Goal of the exercise:
Leave out the pictures and repeat the data exactly.

Pages as source code
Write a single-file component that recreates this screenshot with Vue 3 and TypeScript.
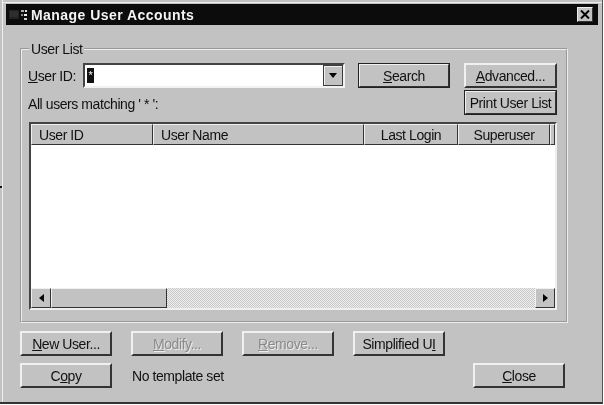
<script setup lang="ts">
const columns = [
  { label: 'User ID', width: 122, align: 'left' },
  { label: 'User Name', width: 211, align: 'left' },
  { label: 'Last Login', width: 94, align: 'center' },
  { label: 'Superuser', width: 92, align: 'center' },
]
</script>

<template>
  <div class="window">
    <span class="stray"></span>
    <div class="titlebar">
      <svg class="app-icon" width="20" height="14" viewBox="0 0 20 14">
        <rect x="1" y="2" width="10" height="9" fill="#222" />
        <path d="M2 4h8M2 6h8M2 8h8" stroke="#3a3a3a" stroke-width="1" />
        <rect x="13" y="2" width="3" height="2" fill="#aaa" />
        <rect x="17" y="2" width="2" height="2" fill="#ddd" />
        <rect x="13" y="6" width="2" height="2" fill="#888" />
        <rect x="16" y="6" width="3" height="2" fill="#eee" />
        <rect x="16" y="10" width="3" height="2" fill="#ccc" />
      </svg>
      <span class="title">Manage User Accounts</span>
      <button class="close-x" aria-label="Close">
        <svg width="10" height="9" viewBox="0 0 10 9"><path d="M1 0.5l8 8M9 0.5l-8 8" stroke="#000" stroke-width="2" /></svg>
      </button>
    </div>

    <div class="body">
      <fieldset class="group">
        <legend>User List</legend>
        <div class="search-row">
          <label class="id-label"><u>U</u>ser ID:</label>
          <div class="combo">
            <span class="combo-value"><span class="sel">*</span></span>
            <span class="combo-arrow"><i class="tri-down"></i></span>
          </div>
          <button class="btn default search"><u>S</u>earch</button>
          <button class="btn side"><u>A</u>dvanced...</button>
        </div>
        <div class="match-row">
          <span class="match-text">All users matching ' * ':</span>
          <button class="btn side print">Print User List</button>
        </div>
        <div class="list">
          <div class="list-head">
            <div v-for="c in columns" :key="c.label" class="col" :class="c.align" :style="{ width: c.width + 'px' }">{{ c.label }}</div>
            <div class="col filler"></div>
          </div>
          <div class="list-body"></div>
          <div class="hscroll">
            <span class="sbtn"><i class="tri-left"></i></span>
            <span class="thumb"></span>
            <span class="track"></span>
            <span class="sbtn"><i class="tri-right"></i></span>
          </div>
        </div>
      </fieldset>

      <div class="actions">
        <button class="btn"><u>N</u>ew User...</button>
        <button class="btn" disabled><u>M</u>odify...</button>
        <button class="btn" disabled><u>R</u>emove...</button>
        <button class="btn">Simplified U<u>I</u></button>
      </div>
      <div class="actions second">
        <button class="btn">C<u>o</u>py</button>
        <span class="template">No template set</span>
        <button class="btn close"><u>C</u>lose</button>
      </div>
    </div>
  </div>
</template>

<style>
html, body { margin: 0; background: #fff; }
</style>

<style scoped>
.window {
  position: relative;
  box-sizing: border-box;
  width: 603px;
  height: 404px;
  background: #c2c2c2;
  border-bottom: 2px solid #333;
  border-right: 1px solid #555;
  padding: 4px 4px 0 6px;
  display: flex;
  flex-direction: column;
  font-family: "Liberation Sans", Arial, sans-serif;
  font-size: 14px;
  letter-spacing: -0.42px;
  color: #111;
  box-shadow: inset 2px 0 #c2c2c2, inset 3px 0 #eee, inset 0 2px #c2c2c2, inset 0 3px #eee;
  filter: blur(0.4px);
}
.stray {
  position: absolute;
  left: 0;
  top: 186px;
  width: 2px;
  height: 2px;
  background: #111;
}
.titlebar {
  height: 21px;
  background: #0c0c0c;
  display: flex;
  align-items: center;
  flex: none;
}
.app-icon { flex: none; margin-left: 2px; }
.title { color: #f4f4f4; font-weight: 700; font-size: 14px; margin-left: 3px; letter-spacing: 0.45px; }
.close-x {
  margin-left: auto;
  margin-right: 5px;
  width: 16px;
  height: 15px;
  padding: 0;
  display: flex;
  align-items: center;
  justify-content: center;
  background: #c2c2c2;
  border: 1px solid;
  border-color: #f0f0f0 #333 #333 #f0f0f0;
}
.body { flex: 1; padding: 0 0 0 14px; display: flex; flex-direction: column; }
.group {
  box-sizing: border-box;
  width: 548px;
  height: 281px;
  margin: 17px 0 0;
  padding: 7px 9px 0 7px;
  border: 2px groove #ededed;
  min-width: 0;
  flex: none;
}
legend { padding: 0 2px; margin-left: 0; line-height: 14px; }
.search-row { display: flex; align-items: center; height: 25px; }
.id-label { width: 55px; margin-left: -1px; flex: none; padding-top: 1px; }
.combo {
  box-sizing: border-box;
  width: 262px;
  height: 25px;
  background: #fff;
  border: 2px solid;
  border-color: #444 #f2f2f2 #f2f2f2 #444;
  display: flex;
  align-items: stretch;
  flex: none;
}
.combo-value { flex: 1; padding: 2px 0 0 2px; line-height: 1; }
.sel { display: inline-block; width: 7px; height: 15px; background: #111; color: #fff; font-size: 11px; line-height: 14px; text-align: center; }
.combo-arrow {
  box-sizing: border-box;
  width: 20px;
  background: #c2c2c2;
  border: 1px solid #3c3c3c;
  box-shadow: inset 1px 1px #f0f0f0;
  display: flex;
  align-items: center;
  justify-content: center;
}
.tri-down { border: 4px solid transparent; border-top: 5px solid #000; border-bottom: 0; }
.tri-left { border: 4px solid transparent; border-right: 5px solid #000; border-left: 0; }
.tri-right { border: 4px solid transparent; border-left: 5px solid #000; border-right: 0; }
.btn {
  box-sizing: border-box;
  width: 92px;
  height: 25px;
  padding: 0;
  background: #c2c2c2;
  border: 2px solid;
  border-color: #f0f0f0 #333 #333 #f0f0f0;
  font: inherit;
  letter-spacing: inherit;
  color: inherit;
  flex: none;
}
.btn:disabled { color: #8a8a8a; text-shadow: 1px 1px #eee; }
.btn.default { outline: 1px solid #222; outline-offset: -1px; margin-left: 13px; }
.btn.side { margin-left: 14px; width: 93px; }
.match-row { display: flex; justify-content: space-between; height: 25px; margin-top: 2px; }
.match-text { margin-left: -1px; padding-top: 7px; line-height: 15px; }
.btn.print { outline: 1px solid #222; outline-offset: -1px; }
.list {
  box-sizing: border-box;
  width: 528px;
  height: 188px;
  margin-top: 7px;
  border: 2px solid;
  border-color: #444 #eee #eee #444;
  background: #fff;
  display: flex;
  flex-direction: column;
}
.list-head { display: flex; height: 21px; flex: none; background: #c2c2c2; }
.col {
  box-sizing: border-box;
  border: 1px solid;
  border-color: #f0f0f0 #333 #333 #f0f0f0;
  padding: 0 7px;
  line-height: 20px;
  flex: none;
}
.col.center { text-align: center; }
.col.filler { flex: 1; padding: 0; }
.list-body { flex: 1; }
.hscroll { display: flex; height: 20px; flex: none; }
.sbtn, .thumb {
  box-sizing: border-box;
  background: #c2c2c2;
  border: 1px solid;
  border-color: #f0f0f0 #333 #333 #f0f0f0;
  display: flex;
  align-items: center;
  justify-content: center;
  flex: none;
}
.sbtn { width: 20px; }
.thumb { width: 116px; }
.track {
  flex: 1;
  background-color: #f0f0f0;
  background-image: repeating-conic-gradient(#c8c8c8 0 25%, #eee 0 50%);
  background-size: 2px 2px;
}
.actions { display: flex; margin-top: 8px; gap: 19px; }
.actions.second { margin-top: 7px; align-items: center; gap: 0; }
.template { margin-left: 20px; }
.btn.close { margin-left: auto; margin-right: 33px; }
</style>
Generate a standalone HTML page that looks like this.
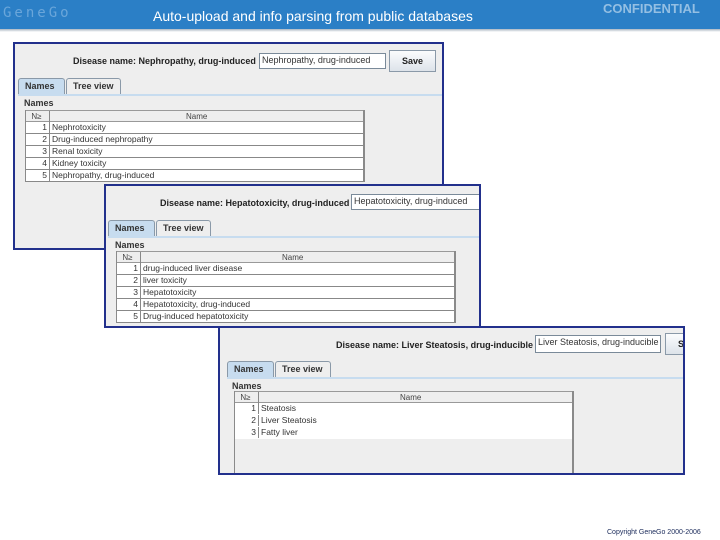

Exercise response:
Write a single-file component that recreates this screenshot with Vue 3 and TypeScript.
<script setup lang="ts">
const columns = [
  { label: 'User ID', width: 122, align: 'left' },
  { label: 'User Name', width: 211, align: 'left' },
  { label: 'Last Login', width: 94, align: 'center' },
  { label: 'Superuser', width: 92, align: 'center' },
]
</script>

<template>
  <div class="window">
    <span class="stray"></span>
    <div class="titlebar">
      <svg class="app-icon" width="20" height="14" viewBox="0 0 20 14">
        <rect x="1" y="2" width="10" height="9" fill="#222" />
        <path d="M2 4h8M2 6h8M2 8h8" stroke="#3a3a3a" stroke-width="1" />
        <rect x="13" y="2" width="3" height="2" fill="#aaa" />
        <rect x="17" y="2" width="2" height="2" fill="#ddd" />
        <rect x="13" y="6" width="2" height="2" fill="#888" />
        <rect x="16" y="6" width="3" height="2" fill="#eee" />
        <rect x="16" y="10" width="3" height="2" fill="#ccc" />
      </svg>
      <span class="title">Manage User Accounts</span>
      <button class="close-x" aria-label="Close">
        <svg width="10" height="9" viewBox="0 0 10 9"><path d="M1 0.5l8 8M9 0.5l-8 8" stroke="#000" stroke-width="2" /></svg>
      </button>
    </div>

    <div class="body">
      <fieldset class="group">
        <legend>User List</legend>
        <div class="search-row">
          <label class="id-label"><u>U</u>ser ID:</label>
          <div class="combo">
            <span class="combo-value"><span class="sel">*</span></span>
            <span class="combo-arrow"><i class="tri-down"></i></span>
          </div>
          <button class="btn default search"><u>S</u>earch</button>
          <button class="btn side"><u>A</u>dvanced...</button>
        </div>
        <div class="match-row">
          <span class="match-text">All users matching ' * ':</span>
          <button class="btn side print">Print User List</button>
        </div>
        <div class="list">
          <div class="list-head">
            <div v-for="c in columns" :key="c.label" class="col" :class="c.align" :style="{ width: c.width + 'px' }">{{ c.label }}</div>
            <div class="col filler"></div>
          </div>
          <div class="list-body"></div>
          <div class="hscroll">
            <span class="sbtn"><i class="tri-left"></i></span>
            <span class="thumb"></span>
            <span class="track"></span>
            <span class="sbtn"><i class="tri-right"></i></span>
          </div>
        </div>
      </fieldset>

      <div class="actions">
        <button class="btn"><u>N</u>ew User...</button>
        <button class="btn" disabled><u>M</u>odify...</button>
        <button class="btn" disabled><u>R</u>emove...</button>
        <button class="btn">Simplified U<u>I</u></button>
      </div>
      <div class="actions second">
        <button class="btn">C<u>o</u>py</button>
        <span class="template">No template set</span>
        <button class="btn close"><u>C</u>lose</button>
      </div>
    </div>
  </div>
</template>

<style>
html, body { margin: 0; background: #fff; }
</style>

<style scoped>
.window {
  position: relative;
  box-sizing: border-box;
  width: 603px;
  height: 404px;
  background: #c2c2c2;
  border-bottom: 2px solid #333;
  border-right: 1px solid #555;
  padding: 4px 4px 0 6px;
  display: flex;
  flex-direction: column;
  font-family: "Liberation Sans", Arial, sans-serif;
  font-size: 14px;
  letter-spacing: -0.42px;
  color: #111;
  box-shadow: inset 2px 0 #c2c2c2, inset 3px 0 #eee, inset 0 2px #c2c2c2, inset 0 3px #eee;
  filter: blur(0.4px);
}
.stray {
  position: absolute;
  left: 0;
  top: 186px;
  width: 2px;
  height: 2px;
  background: #111;
}
.titlebar {
  height: 21px;
  background: #0c0c0c;
  display: flex;
  align-items: center;
  flex: none;
}
.app-icon { flex: none; margin-left: 2px; }
.title { color: #f4f4f4; font-weight: 700; font-size: 14px; margin-left: 3px; letter-spacing: 0.45px; }
.close-x {
  margin-left: auto;
  margin-right: 5px;
  width: 16px;
  height: 15px;
  padding: 0;
  display: flex;
  align-items: center;
  justify-content: center;
  background: #c2c2c2;
  border: 1px solid;
  border-color: #f0f0f0 #333 #333 #f0f0f0;
}
.body { flex: 1; padding: 0 0 0 14px; display: flex; flex-direction: column; }
.group {
  box-sizing: border-box;
  width: 548px;
  height: 281px;
  margin: 17px 0 0;
  padding: 7px 9px 0 7px;
  border: 2px groove #ededed;
  min-width: 0;
  flex: none;
}
legend { padding: 0 2px; margin-left: 0; line-height: 14px; }
.search-row { display: flex; align-items: center; height: 25px; }
.id-label { width: 55px; margin-left: -1px; flex: none; padding-top: 1px; }
.combo {
  box-sizing: border-box;
  width: 262px;
  height: 25px;
  background: #fff;
  border: 2px solid;
  border-color: #444 #f2f2f2 #f2f2f2 #444;
  display: flex;
  align-items: stretch;
  flex: none;
}
.combo-value { flex: 1; padding: 2px 0 0 2px; line-height: 1; }
.sel { display: inline-block; width: 7px; height: 15px; background: #111; color: #fff; font-size: 11px; line-height: 14px; text-align: center; }
.combo-arrow {
  box-sizing: border-box;
  width: 20px;
  background: #c2c2c2;
  border: 1px solid #3c3c3c;
  box-shadow: inset 1px 1px #f0f0f0;
  display: flex;
  align-items: center;
  justify-content: center;
}
.tri-down { border: 4px solid transparent; border-top: 5px solid #000; border-bottom: 0; }
.tri-left { border: 4px solid transparent; border-right: 5px solid #000; border-left: 0; }
.tri-right { border: 4px solid transparent; border-left: 5px solid #000; border-right: 0; }
.btn {
  box-sizing: border-box;
  width: 92px;
  height: 25px;
  padding: 0;
  background: #c2c2c2;
  border: 2px solid;
  border-color: #f0f0f0 #333 #333 #f0f0f0;
  font: inherit;
  letter-spacing: inherit;
  color: inherit;
  flex: none;
}
.btn:disabled { color: #8a8a8a; text-shadow: 1px 1px #eee; }
.btn.default { outline: 1px solid #222; outline-offset: -1px; margin-left: 13px; }
.btn.side { margin-left: 14px; width: 93px; }
.match-row { display: flex; justify-content: space-between; height: 25px; margin-top: 2px; }
.match-text { margin-left: -1px; padding-top: 7px; line-height: 15px; }
.btn.print { outline: 1px solid #222; outline-offset: -1px; }
.list {
  box-sizing: border-box;
  width: 528px;
  height: 188px;
  margin-top: 7px;
  border: 2px solid;
  border-color: #444 #eee #eee #444;
  background: #fff;
  display: flex;
  flex-direction: column;
}
.list-head { display: flex; height: 21px; flex: none; background: #c2c2c2; }
.col {
  box-sizing: border-box;
  border: 1px solid;
  border-color: #f0f0f0 #333 #333 #f0f0f0;
  padding: 0 7px;
  line-height: 20px;
  flex: none;
}
.col.center { text-align: center; }
.col.filler { flex: 1; padding: 0; }
.list-body { flex: 1; }
.hscroll { display: flex; height: 20px; flex: none; }
.sbtn, .thumb {
  box-sizing: border-box;
  background: #c2c2c2;
  border: 1px solid;
  border-color: #f0f0f0 #333 #333 #f0f0f0;
  display: flex;
  align-items: center;
  justify-content: center;
  flex: none;
}
.sbtn { width: 20px; }
.thumb { width: 116px; }
.track {
  flex: 1;
  background-color: #f0f0f0;
  background-image: repeating-conic-gradient(#c8c8c8 0 25%, #eee 0 50%);
  background-size: 2px 2px;
}
.actions { display: flex; margin-top: 8px; gap: 19px; }
.actions.second { margin-top: 7px; align-items: center; gap: 0; }
.template { margin-left: 20px; }
.btn.close { margin-left: auto; margin-right: 33px; }
</style>
Generate a standalone HTML page that looks like this.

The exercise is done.